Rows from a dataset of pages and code
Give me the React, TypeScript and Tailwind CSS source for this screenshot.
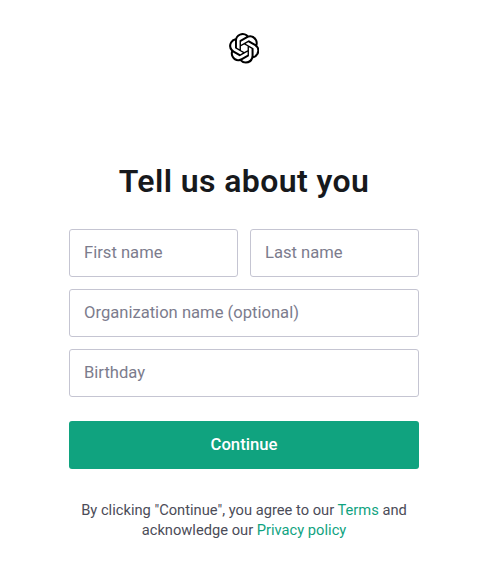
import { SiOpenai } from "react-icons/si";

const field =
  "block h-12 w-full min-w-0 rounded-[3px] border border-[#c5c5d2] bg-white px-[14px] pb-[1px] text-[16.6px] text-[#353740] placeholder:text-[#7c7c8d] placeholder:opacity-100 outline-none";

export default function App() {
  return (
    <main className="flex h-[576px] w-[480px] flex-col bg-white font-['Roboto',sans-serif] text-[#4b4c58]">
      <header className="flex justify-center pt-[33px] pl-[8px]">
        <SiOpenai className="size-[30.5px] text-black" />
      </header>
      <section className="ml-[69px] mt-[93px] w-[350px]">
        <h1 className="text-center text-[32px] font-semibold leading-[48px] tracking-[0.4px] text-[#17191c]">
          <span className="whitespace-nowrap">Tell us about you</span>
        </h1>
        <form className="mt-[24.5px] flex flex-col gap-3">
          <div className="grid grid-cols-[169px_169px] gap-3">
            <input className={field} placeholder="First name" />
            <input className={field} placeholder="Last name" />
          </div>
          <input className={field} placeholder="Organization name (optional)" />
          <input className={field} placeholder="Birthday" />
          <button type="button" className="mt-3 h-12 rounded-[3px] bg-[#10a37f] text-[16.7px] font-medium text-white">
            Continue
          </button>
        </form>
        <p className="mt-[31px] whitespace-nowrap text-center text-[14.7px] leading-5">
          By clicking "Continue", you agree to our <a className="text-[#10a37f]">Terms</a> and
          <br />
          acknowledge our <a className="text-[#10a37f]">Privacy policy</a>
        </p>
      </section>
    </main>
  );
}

...

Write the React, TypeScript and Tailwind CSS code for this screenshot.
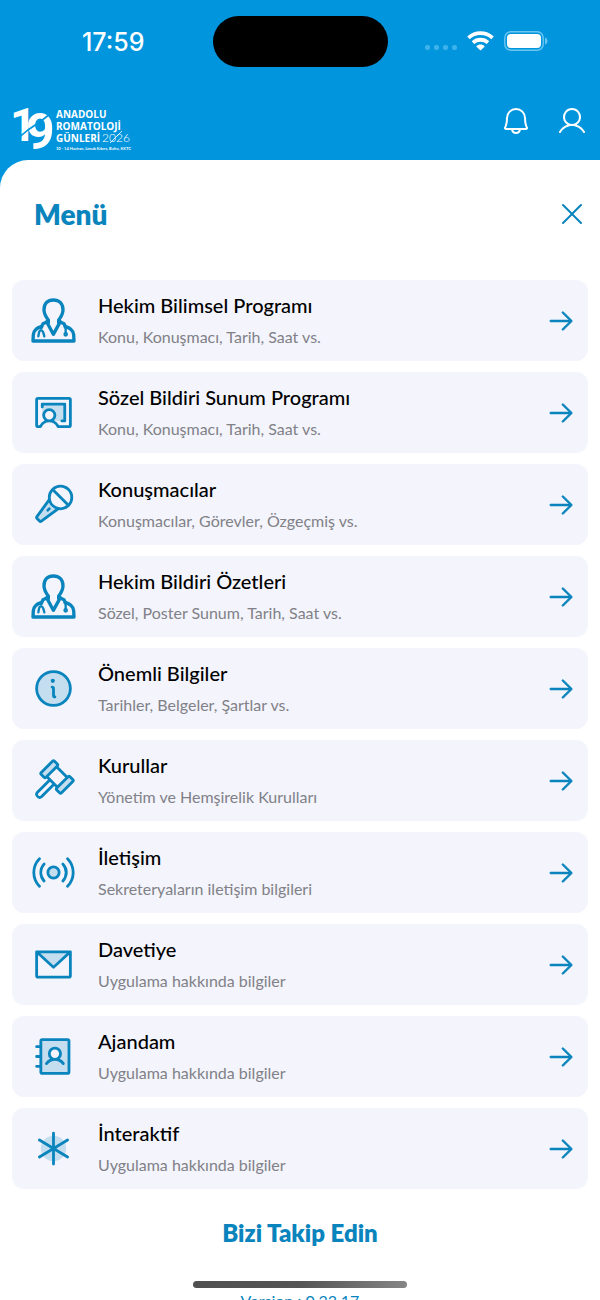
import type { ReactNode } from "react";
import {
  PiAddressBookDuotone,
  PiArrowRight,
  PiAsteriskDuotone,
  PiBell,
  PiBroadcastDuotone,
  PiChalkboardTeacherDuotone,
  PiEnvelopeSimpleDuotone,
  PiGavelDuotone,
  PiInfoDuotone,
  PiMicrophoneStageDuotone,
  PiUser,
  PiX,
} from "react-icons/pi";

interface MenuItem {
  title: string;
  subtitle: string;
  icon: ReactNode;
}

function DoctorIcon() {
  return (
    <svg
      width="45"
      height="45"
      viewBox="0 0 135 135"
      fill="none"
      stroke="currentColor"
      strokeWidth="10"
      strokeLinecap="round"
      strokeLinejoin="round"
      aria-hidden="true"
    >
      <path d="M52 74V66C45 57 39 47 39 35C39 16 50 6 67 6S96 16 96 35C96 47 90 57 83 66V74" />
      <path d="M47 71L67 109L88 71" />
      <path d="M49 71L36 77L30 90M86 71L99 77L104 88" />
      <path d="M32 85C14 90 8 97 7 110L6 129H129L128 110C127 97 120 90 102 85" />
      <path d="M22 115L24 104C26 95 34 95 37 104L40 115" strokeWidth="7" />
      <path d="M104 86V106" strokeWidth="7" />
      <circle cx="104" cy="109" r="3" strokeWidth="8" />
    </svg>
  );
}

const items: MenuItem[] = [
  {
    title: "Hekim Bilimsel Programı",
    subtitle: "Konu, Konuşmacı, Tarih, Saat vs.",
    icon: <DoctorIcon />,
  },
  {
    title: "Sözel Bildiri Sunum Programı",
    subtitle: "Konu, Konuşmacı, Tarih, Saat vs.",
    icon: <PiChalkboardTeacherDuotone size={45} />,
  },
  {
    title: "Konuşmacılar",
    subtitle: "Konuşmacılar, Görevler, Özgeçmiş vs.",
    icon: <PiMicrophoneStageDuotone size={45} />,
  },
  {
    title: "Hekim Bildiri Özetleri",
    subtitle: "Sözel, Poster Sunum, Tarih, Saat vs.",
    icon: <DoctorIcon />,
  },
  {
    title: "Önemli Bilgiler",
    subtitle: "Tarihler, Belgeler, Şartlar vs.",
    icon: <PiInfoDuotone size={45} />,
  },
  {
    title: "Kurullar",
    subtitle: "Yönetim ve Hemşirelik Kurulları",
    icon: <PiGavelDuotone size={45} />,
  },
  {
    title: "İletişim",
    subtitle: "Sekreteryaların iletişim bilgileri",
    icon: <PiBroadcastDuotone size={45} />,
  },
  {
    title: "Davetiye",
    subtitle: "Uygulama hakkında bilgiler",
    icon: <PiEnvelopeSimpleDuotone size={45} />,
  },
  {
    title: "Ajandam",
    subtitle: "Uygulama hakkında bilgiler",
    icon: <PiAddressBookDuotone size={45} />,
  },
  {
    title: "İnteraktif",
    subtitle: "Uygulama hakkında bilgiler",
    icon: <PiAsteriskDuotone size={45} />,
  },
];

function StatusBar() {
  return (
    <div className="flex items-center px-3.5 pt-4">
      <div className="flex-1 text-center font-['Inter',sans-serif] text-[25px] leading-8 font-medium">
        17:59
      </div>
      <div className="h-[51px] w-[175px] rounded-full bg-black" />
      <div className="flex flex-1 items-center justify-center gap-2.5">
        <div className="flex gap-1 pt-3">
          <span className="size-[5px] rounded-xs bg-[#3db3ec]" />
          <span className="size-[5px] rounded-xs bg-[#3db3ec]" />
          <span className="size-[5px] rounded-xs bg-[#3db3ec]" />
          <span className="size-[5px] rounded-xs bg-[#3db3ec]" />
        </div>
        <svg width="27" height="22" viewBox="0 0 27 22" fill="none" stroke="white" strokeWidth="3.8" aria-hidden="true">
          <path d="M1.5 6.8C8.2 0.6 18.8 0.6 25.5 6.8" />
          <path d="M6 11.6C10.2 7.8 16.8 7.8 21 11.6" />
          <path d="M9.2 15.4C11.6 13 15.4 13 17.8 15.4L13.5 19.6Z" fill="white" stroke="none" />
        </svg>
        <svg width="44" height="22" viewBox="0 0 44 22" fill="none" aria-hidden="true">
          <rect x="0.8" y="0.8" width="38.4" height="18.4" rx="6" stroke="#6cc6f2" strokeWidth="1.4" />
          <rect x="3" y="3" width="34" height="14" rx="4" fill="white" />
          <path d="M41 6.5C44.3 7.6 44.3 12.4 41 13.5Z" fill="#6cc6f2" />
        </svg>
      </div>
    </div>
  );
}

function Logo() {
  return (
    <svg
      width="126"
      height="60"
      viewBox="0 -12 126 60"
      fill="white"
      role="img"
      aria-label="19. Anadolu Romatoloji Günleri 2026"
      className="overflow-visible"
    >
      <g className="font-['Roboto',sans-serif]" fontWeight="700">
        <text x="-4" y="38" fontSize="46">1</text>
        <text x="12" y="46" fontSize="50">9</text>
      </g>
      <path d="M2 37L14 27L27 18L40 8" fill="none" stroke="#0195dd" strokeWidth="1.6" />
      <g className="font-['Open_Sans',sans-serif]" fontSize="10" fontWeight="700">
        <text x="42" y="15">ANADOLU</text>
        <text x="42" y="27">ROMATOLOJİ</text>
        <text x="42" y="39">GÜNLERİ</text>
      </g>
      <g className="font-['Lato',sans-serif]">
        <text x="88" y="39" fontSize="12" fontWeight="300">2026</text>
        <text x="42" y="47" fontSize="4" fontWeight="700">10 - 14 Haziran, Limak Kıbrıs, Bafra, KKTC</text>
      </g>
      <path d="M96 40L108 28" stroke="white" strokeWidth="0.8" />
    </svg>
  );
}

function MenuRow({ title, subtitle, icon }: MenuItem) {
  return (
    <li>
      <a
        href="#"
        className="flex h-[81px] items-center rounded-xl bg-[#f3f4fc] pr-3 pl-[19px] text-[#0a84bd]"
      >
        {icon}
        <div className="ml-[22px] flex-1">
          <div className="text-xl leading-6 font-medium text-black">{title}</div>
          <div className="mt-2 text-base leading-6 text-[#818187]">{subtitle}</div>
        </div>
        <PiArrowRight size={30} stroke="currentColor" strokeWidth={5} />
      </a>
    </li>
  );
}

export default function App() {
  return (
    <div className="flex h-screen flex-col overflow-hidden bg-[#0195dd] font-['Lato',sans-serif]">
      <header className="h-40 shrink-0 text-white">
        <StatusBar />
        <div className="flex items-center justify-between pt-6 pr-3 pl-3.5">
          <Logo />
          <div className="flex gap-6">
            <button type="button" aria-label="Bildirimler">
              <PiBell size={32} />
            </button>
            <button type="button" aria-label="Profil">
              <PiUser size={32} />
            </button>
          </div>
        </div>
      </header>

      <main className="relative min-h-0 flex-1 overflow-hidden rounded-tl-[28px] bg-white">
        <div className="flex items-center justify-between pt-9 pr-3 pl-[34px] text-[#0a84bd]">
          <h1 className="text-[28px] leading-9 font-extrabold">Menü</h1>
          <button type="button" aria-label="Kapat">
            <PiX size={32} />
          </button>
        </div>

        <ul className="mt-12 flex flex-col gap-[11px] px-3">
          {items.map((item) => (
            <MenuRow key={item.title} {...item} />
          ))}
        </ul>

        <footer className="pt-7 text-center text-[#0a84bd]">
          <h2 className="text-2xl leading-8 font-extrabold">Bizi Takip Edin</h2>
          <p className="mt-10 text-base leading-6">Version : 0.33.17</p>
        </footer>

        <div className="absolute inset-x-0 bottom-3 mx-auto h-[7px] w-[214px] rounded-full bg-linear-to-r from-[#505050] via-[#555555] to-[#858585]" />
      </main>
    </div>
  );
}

• _CHALLENGE_
Transcribe the lines between the one holding "Give me the" and the one holding "h-12 w-full min-w-0", inclusive, and leave out any pictures.

• _ANSWER TO THIS TASK_
Give me the React, TypeScript and Tailwind CSS source for this screenshot.
import { SiOpenai } from "react-icons/si";

const field =
  "block h-12 w-full min-w-0 rounded-[3px] border border-[#c5c5d2] bg-white px-[14px] pb-[1px] text-[16.6px] text-[#353740] placeholder:text-[#7c7c8d] placeholder:opacity-100 outline-none";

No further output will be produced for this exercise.